Então estou melhor: visto quinquilharias
da mata
e a cada dia
invento outra,
outra canção.
Então grilos,
morcegos,
caçoadas, arranjos:
abelhas ao fundo,
-- um piano, no
bordel.
Ainda gosto do meu primeiro livro, principalmente por vê-lo envelhecendo relativamente bem, aos 22, ele que nasceu, na verdade, em uma versão que não existe mais (chamava-se Mundos possíveis em 1998, quando ganhou forma, e os originais são apenas uma das muitas coisas perdidas na enchente do rio Taquari, que inundou Lajeado e a casa dos meus pais, em maio deste ano).
Se meus spino-esquizos "mundos" das imposturas daquela primeira versão foram para o beleléu (há um certo alívio, nisso), os textos mais longos e "proseados" (nunca concordei com essa percepção alheia) tomaram força conforme fui perseguindo a potência das imagens em poesia. Fui me concedendo espaço, traduzindo-me em espacialidades mais vastas e emaranhadas. Um caminho que foi se adensando cada vez mais e que, ao desdobrar-se, sempre me joga de volta a essas experiências iniciáticas e suas muitas perguntas.
*
Fora a questão da performance, da publicação, etc., o que há de mais interessante nesse processo de revisitar/renascer é passar algum tempo testando pontuações, trocas de palavras, cortes e inserções de poemas que, à época, não entraram no livro, que apresentou 49 poemas, no total, divididos em 9 partes. É claro que muitos desses poeminhas que não saíram no livro e não integraram performances foram, também, perdidos, mas os que reinsiro agora estavam no espetáculo Poiesis Desconjunto ou na performance Rumor da casa e foram ditos porções e porções de vezes.

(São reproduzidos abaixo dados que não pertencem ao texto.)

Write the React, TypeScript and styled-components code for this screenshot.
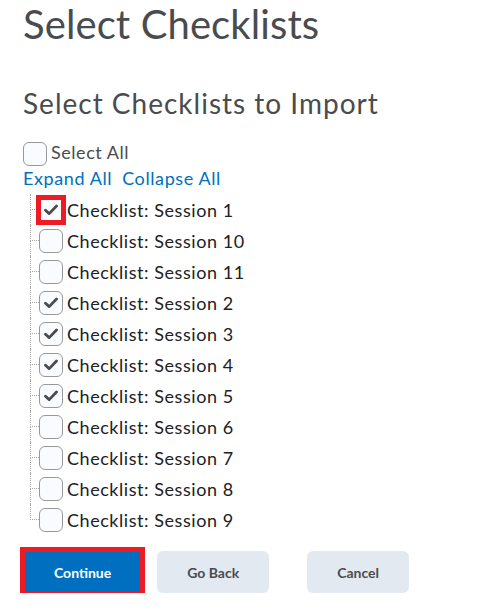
import styled, { createGlobalStyle } from 'styled-components';

const GlobalStyle = createGlobalStyle`
  body {
    margin: 0;
    background: #fff;
    font-family: Lato, 'Noto Sans', sans-serif;
    color: #202122;
  }
`;

const SESSIONS = [
  { name: 'Checklist: Session 1', checked: true, highlight: true },
  { name: 'Checklist: Session 10', checked: false },
  { name: 'Checklist: Session 11', checked: false },
  { name: 'Checklist: Session 2', checked: true },
  { name: 'Checklist: Session 3', checked: true },
  { name: 'Checklist: Session 4', checked: true },
  { name: 'Checklist: Session 5', checked: true },
  { name: 'Checklist: Session 6', checked: false },
  { name: 'Checklist: Session 7', checked: false },
  { name: 'Checklist: Session 8', checked: false },
  { name: 'Checklist: Session 9', checked: false },
];

const Page = styled.div`
  padding-left: 23px;
`;

const Title = styled.h1`
  margin: 0;
  font-size: 40px;
  line-height: 48px;
  font-weight: 400;
  letter-spacing: 0.1px;
  color: #494c4e;
`;

const SubTitle = styled.h2`
  margin: 38px 0 0;
  font-size: 28px;
  line-height: 34px;
  font-weight: 400;
  letter-spacing: 1px;
  color: #494c4e;
`;

const SelectAllRow = styled.label`
  display: flex;
  align-items: center;
  gap: 4px;
  height: 24px;
  margin-top: 22px;
  font-size: 18px;
  letter-spacing: 0.55px;
  color: #494c4e;
`;

const SelectAllText = styled.span`
  margin-bottom: 4px;
`;

const Links = styled.div`
  display: flex;
  gap: 10px;
  font-size: 18px;
  line-height: 24px;
  letter-spacing: 0.6px;
`;

const Link = styled.a`
  color: #006fbf;
  text-decoration: none;
  cursor: pointer;
`;

const Tree = styled.ul`
  list-style: none;
  margin: 4px 0 0 7px;
  padding: 0;
`;

const Row = styled.li`
  display: flex;
  align-items: center;
  height: 31px;
`;

const Connector = styled.span`
  display: flex;
  flex-direction: column;
  align-self: stretch;
  width: 9px;
  flex-shrink: 0;
`;

const ConnectorTop = styled.span`
  flex: 1;
  border-left: 1px dotted #a5a5a5;
  border-bottom: 1px dotted #a5a5a5;
`;

const ConnectorBottom = styled.span<{ $last?: boolean }>`
  flex: 1;
  border-left: ${(p) => (p.$last ? 'none' : '1px dotted #a5a5a5')};
`;

const Box = styled.span<{ $highlight?: boolean }>`
  display: flex;
  align-items: center;
  justify-content: center;
  box-sizing: border-box;
  width: 24px;
  height: 24px;
  flex-shrink: 0;
  border: 1.5px solid #96999c;
  border-radius: ${(p) => (p.$highlight ? '0' : '6px')};
  background: #f9fbff;
  outline: ${(p) => (p.$highlight ? '5px solid #ed1c24' : 'none')};
  outline-offset: -2px;
`;

const ItemLabel = styled.span`
  margin-left: 4px;
  font-size: 18px;
  letter-spacing: 0.55px;
  white-space: nowrap;
`;

const Buttons = styled.div`
  display: flex;
  align-items: center;
  margin-top: 16px;
  padding-left: 1px;
`;

const Button = styled.button<{ $primary?: boolean; $highlight?: boolean; $push?: number }>`
  height: 42px;
  padding: 0 30px;
  margin-left: ${(p) => p.$push ?? 0}px;
  border: none;
  border-radius: ${(p) => (p.$highlight ? '0' : '6px')};
  background: ${(p) => (p.$primary ? '#006fbf' : '#e3e9f1')};
  color: ${(p) => (p.$primary ? '#fff' : '#494c4e')};
  font-family: Lato, 'Noto Sans', sans-serif;
  font-size: 14px;
  font-weight: 700;
  outline: ${(p) => (p.$highlight ? '5px solid #ed1c24' : 'none')};
  outline-offset: -1px;
  cursor: pointer;
`;

const Check = () => (
  <svg width="14" height="12" viewBox="0 0 14 12">
    <polyline
      points="1.5,6.2 5.2,9.6 12.5,2"
      fill="none"
      stroke="#494c4e"
      strokeWidth="2.8"
      strokeLinecap="round"
      strokeLinejoin="round"
    />
  </svg>
);

export default function App() {
  return (
    <Page>
      <GlobalStyle />
      <Title>Select Checklists</Title>
      <SubTitle>Select Checklists to Import</SubTitle>
      <SelectAllRow>
        <Box />
        <SelectAllText>Select All</SelectAllText>
      </SelectAllRow>
      <Links>
        <Link>Expand All</Link>
        <Link>Collapse All</Link>
      </Links>
      <Tree>
        {SESSIONS.map((s, i) => (
          <Row key={s.name}>
            <Connector>
              <ConnectorTop />
              <ConnectorBottom $last={i === SESSIONS.length - 1} />
            </Connector>
            <Box $highlight={s.highlight}>{s.checked ? <Check /> : null}</Box>
            <ItemLabel>{s.name}</ItemLabel>
          </Row>
        ))}
      </Tree>
      <Buttons>
        <Button $primary $highlight>
          Continue
        </Button>
        <Button $push={16}>Go Back</Button>
        <Button $push={38}>Cancel</Button>
      </Buttons>
    </Page>
  );
}
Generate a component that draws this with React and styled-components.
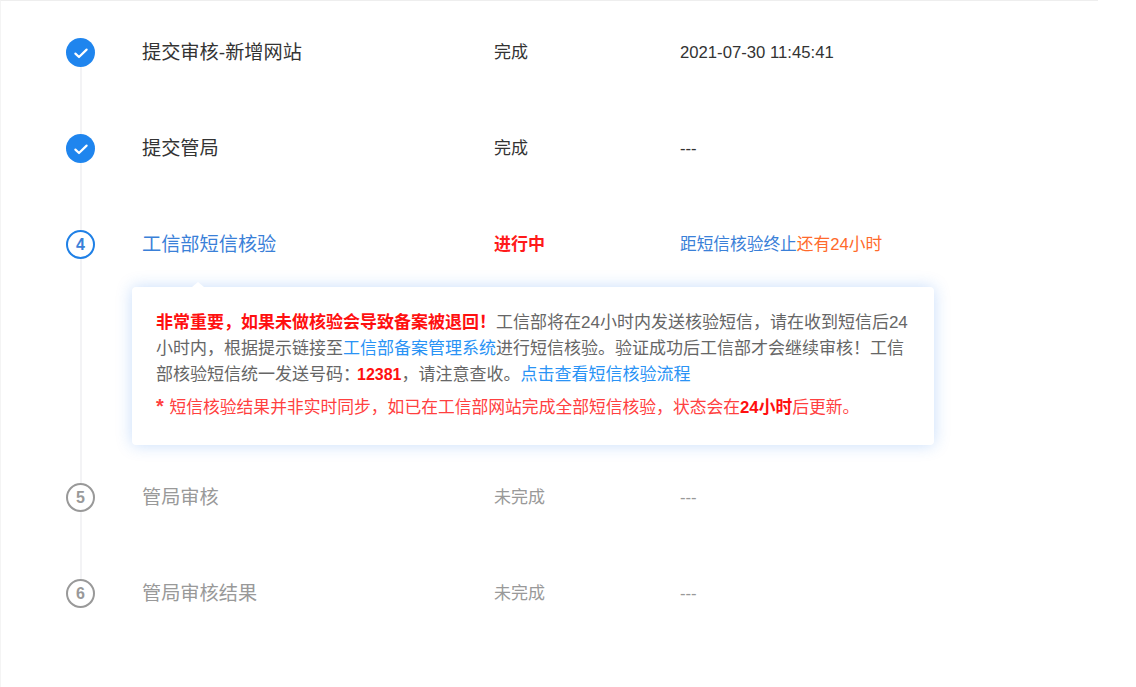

Comecei ontem a postar em minhas redes (Instagram & Facebook) as novas versões dos poeminhas, encarando o problema de como "ilustrá-las". Três postagens depois, descobri que não é tão difícil. Parti da série de autorretratos em pastel sobre xerox + fotografias de detalhes de colagens realizadas esse ano, seja em papel, nos livrins de artista em processo, seja sobre as 12 telas da série Pele & anexos, que eu imaginei nunca mais conseguir olhar, tamanho cansaço me fez concluí-las e arquivá-las, por enquanto. Porque cansa, viu. Tudo cansa. Até descansar. E boa parte desse ano e do meu tempo de licença (não sou das retrospectivas anuais, mas de décadas, como veem) investi no convívio com elas.